## SHORT EXERCISE
Repeat exactly, and only, the lines from the one that contains "Convert this screenshot" to the one that contains "bg-gradient-to-r from-[#2d7bc2] via-[#63aee0]", both ends included. Omit every picture.

## DATA SHOWN

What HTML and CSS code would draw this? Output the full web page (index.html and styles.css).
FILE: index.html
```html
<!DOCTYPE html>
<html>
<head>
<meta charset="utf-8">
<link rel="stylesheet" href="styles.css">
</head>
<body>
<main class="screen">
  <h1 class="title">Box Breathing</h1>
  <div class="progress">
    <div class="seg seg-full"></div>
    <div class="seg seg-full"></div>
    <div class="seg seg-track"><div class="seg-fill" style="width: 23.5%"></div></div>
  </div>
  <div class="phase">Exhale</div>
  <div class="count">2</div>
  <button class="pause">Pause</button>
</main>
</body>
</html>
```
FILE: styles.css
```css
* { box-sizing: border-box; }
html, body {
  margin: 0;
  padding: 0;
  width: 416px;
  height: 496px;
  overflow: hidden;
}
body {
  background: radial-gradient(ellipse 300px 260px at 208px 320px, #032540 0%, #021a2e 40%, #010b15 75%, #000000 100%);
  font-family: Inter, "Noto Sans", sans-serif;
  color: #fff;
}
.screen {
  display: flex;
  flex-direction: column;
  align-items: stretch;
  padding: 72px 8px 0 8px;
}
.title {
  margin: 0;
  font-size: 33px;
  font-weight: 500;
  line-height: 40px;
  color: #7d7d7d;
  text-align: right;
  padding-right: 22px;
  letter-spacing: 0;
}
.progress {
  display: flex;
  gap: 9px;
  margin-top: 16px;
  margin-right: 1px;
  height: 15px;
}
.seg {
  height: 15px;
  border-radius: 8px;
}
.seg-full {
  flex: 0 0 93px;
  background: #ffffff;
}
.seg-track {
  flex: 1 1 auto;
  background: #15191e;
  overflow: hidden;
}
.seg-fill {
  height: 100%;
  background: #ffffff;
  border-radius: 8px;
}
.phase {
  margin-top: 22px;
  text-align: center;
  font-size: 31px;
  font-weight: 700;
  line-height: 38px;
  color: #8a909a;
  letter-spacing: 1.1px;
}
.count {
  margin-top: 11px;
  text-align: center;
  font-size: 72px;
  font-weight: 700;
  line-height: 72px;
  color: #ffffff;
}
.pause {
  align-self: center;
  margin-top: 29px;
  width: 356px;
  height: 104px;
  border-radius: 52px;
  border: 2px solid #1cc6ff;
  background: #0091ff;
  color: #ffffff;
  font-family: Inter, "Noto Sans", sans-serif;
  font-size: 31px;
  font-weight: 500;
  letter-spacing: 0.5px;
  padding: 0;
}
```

* * *

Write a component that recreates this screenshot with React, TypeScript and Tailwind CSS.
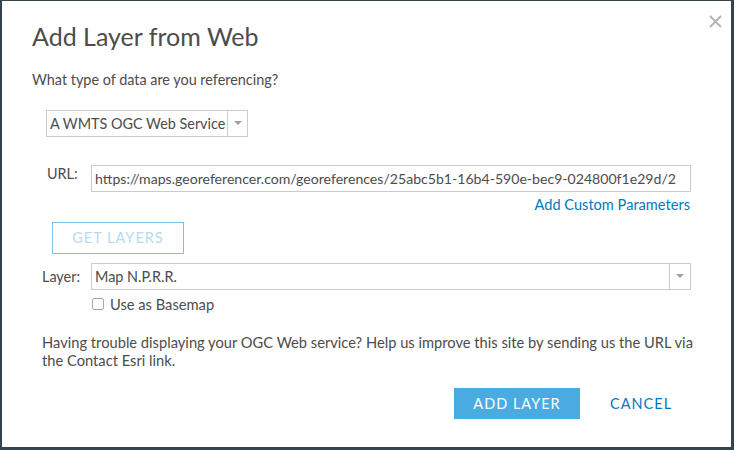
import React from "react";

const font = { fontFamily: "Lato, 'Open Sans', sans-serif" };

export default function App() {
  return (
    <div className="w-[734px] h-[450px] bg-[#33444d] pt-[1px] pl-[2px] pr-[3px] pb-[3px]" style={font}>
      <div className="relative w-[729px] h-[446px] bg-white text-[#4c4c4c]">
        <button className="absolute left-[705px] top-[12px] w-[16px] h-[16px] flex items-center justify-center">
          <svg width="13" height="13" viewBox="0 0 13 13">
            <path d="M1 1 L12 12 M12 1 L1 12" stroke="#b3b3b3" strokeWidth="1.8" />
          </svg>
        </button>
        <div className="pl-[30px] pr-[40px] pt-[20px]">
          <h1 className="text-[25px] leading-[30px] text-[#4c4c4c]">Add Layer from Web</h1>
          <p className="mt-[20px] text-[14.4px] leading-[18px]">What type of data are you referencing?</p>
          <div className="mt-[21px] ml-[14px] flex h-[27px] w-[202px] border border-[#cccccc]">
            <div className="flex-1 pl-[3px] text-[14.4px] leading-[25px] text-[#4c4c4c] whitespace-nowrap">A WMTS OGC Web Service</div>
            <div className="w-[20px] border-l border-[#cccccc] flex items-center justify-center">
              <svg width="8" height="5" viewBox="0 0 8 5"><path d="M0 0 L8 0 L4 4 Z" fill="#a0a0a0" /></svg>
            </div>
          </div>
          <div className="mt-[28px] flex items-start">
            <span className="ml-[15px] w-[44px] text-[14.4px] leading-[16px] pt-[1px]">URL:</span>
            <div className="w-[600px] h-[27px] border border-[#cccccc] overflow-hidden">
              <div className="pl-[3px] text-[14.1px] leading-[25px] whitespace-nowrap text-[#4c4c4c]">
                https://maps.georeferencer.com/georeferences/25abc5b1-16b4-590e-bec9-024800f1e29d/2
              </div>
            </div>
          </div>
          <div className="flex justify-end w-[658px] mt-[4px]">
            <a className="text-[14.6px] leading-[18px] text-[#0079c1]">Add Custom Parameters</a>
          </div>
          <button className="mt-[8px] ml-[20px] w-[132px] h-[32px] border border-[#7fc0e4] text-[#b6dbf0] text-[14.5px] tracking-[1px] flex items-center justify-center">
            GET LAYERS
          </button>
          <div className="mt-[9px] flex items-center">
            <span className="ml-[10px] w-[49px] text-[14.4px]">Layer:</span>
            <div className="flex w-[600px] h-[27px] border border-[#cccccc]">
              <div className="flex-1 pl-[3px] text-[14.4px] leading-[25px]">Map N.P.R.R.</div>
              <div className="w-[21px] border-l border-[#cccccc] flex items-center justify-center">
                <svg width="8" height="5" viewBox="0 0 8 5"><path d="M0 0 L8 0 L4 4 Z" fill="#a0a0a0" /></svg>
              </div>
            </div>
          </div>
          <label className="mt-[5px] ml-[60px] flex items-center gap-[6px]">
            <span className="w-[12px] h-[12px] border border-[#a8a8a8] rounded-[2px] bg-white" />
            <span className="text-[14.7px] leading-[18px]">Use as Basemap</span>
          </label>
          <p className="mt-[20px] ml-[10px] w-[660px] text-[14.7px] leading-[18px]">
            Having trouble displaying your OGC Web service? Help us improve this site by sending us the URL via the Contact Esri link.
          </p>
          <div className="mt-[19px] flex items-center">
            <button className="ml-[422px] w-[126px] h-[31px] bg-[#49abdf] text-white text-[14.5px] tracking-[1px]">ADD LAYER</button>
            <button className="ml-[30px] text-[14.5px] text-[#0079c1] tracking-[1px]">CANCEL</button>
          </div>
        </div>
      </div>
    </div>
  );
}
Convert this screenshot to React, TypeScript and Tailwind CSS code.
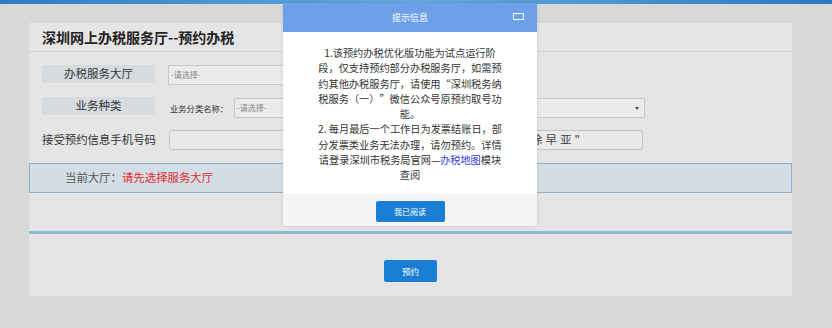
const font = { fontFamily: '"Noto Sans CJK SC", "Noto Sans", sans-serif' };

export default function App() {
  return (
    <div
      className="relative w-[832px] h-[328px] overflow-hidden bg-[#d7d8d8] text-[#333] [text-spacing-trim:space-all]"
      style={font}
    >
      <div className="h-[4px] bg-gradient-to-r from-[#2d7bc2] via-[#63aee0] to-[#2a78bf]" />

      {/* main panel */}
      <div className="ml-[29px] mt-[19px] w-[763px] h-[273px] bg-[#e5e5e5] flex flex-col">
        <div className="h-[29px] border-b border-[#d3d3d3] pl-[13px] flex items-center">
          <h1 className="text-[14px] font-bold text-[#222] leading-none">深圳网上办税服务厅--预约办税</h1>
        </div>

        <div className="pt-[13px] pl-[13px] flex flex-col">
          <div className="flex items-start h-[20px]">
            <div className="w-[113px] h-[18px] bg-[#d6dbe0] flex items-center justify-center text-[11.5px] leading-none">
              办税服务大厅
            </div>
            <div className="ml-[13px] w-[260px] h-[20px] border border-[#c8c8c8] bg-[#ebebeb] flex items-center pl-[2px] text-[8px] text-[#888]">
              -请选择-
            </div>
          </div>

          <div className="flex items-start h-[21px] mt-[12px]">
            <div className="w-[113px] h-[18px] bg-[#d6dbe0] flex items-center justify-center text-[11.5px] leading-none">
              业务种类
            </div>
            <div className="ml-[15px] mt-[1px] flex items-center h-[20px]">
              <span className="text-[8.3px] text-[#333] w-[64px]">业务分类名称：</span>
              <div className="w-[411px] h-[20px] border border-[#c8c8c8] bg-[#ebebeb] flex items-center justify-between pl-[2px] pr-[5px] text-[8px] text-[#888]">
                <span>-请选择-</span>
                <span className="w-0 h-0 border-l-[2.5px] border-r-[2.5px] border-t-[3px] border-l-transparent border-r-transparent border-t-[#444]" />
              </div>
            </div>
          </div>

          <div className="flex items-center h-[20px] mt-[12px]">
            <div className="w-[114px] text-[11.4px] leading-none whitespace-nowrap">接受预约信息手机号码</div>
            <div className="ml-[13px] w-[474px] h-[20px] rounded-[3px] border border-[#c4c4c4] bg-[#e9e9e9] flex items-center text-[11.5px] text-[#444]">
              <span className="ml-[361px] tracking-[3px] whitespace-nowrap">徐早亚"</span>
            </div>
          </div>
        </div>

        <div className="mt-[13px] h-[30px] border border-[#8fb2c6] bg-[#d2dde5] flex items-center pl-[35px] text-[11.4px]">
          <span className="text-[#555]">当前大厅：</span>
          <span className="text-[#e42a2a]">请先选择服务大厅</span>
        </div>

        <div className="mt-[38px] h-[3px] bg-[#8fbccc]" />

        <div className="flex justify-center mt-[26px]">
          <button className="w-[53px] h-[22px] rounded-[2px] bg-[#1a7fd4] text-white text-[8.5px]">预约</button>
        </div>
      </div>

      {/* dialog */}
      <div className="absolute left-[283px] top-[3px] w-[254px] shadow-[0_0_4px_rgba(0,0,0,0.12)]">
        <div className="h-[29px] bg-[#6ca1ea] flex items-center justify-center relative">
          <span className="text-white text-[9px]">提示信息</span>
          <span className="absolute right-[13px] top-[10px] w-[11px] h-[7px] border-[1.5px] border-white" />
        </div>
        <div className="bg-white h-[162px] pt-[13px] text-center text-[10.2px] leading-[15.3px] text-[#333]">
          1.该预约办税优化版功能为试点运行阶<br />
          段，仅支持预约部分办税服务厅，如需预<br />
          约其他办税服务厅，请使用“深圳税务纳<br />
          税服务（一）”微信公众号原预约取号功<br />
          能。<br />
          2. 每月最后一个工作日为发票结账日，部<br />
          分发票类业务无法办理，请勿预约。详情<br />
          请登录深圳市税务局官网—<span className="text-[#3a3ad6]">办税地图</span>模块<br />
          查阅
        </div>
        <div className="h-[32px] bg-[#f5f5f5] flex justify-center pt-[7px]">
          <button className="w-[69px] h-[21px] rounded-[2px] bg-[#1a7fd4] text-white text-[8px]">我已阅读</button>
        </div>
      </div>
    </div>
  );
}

## SOLUTION TO THE PROBLEM
Convert this screenshot to React, TypeScript and Tailwind CSS code.
const font = { fontFamily: '"Noto Sans CJK SC", "Noto Sans", sans-serif' };

export default function App() {
  return (
    <div
      className="relative w-[832px] h-[328px] overflow-hidden bg-[#d7d8d8] text-[#333] [text-spacing-trim:space-all]"
      style={font}
    >
      <div className="h-[4px] bg-gradient-to-r from-[#2d7bc2] via-[#63aee0] to-[#2a78bf]" />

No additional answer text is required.